Web page code records
»»
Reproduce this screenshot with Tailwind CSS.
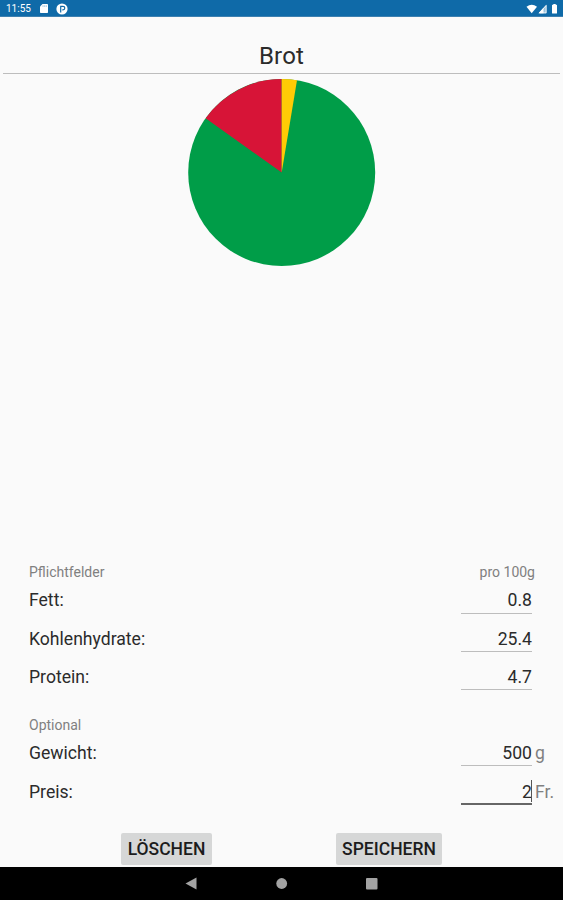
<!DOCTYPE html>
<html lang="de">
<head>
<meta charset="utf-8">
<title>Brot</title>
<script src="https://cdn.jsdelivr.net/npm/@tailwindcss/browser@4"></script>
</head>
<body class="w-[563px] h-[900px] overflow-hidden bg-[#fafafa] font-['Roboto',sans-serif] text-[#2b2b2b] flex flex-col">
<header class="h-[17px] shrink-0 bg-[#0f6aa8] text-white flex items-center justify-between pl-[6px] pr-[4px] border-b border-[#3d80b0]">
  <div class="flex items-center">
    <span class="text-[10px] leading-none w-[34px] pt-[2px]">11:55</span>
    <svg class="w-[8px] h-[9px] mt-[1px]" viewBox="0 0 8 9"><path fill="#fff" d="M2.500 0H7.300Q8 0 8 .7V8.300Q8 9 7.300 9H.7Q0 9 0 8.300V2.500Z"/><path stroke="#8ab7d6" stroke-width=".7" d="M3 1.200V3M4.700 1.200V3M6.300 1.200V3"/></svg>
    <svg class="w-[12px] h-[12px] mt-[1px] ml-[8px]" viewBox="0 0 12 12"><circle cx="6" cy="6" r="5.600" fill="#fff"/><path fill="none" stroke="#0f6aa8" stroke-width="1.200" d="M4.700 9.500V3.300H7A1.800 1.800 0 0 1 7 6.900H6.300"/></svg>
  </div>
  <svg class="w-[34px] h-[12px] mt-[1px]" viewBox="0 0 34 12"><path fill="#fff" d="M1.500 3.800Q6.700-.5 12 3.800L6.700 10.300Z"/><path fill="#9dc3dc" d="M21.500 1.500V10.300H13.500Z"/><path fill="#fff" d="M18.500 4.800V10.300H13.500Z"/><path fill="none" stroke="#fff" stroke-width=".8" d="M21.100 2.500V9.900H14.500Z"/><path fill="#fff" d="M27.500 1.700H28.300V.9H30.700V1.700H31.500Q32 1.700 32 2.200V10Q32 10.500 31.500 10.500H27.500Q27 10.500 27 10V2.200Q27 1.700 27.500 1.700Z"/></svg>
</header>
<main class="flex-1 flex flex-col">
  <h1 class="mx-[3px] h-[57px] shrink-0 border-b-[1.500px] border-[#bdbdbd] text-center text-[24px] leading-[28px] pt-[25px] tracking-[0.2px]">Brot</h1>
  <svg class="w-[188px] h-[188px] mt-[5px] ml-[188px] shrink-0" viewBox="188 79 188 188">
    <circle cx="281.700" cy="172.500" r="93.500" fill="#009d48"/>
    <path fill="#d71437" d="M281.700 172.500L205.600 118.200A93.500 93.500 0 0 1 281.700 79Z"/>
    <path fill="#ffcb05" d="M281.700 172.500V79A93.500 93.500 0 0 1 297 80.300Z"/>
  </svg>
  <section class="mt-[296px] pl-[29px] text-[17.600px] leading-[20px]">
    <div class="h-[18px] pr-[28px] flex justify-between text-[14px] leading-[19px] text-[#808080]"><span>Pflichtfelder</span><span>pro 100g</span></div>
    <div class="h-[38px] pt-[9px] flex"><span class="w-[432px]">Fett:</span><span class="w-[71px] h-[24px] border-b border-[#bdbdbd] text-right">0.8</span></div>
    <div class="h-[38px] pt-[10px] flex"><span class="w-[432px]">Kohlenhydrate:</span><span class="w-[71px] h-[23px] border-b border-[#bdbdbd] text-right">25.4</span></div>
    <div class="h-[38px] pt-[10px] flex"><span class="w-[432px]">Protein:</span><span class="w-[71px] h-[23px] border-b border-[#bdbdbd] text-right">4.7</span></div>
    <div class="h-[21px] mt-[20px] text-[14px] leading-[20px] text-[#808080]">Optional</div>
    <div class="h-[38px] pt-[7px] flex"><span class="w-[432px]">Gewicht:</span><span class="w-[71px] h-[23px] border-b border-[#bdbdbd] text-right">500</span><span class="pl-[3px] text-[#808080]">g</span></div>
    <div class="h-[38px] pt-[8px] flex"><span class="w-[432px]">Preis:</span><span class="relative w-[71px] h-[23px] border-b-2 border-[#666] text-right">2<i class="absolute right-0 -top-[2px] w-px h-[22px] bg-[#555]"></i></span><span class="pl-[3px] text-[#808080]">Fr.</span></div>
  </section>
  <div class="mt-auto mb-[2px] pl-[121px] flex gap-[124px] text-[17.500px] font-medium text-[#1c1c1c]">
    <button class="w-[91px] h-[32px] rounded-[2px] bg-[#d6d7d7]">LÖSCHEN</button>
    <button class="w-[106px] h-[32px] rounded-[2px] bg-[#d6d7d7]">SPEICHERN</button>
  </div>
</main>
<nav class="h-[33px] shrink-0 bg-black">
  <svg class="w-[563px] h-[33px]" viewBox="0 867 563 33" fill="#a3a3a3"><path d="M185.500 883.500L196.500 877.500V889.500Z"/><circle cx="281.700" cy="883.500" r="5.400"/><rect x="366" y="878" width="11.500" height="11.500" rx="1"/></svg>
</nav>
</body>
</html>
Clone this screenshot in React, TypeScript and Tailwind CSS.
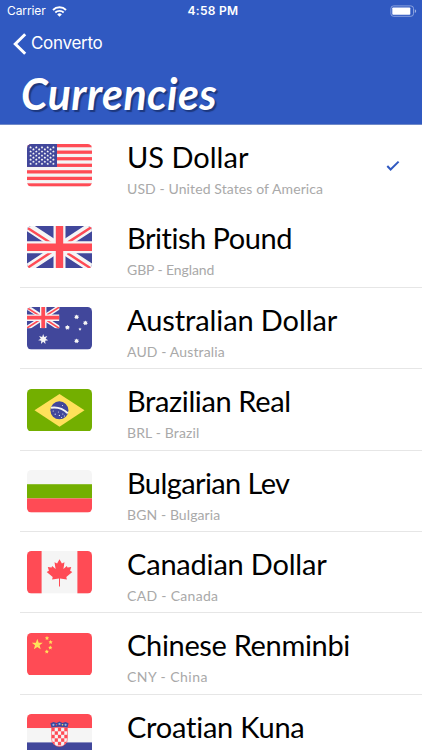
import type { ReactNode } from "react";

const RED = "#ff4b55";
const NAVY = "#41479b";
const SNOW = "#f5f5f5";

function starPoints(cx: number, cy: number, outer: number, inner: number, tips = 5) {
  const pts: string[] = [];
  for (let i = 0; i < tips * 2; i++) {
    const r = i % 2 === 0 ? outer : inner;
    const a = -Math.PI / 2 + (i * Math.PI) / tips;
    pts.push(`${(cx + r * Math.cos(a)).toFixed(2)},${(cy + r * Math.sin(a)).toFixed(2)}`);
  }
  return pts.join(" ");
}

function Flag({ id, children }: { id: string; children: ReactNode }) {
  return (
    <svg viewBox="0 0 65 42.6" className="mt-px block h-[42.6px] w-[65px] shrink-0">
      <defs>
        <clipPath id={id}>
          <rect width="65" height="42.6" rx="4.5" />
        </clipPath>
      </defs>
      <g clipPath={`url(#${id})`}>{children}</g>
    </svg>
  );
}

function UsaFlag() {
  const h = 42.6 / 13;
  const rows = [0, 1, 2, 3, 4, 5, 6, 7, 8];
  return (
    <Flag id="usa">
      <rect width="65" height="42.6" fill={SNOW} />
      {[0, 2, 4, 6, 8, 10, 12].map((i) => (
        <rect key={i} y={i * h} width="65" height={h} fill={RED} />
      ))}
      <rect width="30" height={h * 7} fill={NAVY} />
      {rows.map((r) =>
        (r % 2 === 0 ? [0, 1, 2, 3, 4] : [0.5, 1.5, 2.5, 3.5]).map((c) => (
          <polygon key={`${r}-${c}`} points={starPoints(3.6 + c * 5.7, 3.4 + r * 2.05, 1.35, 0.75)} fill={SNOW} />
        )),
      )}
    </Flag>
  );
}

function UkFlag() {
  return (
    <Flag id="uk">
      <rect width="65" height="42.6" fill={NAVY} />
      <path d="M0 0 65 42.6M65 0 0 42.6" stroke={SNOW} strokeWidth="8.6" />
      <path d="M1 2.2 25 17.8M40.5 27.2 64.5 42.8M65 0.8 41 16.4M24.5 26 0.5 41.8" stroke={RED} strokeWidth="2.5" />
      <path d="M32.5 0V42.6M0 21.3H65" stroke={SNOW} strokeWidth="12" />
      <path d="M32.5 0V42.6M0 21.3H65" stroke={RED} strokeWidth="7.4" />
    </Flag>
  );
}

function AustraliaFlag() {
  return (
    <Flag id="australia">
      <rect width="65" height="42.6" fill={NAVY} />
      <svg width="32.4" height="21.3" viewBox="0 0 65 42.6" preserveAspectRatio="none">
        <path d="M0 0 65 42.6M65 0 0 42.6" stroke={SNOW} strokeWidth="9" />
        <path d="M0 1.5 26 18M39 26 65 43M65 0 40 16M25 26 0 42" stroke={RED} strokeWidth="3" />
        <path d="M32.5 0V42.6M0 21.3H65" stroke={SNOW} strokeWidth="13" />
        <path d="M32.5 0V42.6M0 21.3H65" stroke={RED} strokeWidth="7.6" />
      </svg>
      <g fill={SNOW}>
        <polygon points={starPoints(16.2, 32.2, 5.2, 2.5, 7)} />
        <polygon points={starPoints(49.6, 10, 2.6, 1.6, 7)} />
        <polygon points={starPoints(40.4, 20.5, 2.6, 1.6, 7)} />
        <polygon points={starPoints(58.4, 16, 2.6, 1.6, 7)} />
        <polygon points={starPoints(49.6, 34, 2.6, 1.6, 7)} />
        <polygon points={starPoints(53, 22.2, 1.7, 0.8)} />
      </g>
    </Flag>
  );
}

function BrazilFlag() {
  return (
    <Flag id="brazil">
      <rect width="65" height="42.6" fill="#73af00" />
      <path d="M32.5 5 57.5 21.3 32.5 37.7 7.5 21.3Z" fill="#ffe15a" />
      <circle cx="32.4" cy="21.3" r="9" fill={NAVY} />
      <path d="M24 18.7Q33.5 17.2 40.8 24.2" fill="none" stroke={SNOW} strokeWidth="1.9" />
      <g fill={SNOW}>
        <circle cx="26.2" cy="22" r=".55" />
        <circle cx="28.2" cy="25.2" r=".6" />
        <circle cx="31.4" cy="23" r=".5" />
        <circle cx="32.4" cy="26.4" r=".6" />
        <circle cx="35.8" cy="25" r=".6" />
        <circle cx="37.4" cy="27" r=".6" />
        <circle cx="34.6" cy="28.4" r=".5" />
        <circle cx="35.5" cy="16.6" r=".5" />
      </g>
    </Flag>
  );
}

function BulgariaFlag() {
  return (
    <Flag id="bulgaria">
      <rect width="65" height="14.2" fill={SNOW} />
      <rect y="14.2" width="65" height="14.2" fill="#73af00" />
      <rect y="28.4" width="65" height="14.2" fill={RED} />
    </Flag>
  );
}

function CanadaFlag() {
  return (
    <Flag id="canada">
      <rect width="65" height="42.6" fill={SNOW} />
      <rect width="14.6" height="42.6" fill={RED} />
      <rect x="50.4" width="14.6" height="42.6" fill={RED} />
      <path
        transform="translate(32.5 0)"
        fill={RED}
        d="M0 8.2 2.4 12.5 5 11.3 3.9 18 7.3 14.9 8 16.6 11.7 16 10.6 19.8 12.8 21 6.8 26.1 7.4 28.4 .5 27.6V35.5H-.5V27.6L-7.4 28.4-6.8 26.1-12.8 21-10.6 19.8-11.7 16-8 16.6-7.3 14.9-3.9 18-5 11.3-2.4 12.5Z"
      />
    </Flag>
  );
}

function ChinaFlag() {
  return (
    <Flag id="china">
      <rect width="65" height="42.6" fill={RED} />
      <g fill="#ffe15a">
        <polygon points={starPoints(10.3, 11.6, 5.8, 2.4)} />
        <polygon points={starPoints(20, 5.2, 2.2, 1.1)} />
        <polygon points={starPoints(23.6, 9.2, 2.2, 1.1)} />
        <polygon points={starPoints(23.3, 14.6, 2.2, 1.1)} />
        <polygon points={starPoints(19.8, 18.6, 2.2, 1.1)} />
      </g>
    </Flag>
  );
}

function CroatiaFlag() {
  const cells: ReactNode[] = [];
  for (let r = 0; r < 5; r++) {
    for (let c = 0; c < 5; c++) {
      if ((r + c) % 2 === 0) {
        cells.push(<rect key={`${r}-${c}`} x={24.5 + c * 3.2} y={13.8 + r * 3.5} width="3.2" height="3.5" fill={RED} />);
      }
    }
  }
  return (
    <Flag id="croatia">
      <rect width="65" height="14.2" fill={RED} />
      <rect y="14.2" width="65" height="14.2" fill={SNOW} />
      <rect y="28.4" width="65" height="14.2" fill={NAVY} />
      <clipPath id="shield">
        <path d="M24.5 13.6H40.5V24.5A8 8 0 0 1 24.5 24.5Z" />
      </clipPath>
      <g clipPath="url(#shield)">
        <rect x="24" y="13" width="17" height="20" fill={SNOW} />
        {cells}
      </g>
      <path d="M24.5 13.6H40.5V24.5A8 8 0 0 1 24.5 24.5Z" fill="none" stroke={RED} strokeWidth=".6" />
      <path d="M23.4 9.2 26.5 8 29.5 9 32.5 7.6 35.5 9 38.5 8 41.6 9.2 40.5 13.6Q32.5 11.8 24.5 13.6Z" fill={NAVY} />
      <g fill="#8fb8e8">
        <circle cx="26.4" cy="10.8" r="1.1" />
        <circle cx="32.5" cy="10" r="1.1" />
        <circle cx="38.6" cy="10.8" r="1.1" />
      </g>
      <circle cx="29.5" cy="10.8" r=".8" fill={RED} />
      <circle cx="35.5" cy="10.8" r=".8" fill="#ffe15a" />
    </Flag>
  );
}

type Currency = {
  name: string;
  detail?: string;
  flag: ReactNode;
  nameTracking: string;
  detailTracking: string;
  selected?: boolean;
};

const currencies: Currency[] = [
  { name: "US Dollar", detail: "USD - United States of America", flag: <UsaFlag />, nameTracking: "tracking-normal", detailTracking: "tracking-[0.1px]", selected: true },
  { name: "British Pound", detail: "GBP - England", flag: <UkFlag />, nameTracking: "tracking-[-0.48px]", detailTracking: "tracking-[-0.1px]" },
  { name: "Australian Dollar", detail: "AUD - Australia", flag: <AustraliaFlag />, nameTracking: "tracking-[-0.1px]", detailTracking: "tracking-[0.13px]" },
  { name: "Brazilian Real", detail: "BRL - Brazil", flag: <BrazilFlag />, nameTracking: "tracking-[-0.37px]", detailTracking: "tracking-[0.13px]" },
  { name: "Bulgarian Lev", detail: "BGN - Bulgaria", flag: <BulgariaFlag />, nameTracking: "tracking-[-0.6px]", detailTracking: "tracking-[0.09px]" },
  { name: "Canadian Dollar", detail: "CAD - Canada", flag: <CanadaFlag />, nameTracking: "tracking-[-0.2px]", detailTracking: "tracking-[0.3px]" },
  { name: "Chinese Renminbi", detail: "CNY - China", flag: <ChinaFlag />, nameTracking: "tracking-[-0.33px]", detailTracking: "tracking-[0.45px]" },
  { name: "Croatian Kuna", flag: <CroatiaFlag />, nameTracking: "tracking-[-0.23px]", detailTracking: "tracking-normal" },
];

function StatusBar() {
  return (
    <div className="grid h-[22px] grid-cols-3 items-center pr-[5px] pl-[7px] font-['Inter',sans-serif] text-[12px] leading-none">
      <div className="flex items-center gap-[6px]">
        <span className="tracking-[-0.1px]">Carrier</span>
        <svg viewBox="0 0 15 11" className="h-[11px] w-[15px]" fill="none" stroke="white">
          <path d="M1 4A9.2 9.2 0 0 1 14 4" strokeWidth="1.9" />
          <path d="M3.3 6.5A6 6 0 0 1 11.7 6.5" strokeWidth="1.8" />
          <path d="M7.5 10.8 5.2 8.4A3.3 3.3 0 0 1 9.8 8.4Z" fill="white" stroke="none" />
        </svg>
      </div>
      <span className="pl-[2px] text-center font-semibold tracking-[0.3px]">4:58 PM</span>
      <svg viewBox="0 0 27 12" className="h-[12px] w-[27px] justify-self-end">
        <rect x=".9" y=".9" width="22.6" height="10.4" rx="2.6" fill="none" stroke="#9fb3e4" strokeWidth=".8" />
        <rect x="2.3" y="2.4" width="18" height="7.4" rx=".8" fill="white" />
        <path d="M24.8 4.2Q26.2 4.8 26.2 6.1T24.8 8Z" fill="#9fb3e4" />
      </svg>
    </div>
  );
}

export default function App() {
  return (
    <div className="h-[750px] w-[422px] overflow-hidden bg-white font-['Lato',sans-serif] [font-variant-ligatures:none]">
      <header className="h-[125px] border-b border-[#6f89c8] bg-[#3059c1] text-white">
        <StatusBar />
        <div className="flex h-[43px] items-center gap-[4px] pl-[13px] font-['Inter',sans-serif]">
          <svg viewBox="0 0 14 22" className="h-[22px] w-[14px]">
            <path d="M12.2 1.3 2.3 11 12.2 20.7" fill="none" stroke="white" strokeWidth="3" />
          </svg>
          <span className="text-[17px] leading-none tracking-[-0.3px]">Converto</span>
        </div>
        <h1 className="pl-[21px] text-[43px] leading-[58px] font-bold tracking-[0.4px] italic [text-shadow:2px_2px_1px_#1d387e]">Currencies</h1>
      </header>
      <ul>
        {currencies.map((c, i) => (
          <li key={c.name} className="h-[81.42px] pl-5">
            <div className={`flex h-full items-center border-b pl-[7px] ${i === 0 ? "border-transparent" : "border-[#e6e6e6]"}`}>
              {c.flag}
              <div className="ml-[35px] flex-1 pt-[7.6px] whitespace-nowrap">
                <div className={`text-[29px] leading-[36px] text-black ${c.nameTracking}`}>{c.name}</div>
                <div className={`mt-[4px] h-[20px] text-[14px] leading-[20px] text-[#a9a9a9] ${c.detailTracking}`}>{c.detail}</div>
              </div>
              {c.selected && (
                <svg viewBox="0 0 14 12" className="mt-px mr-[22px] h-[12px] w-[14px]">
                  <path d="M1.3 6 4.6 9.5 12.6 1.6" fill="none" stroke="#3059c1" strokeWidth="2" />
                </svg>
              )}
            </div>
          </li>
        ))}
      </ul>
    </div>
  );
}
««
Written request> State how many lines in the records above contain the word "screenshot", and give only that number.

Response to the task> 2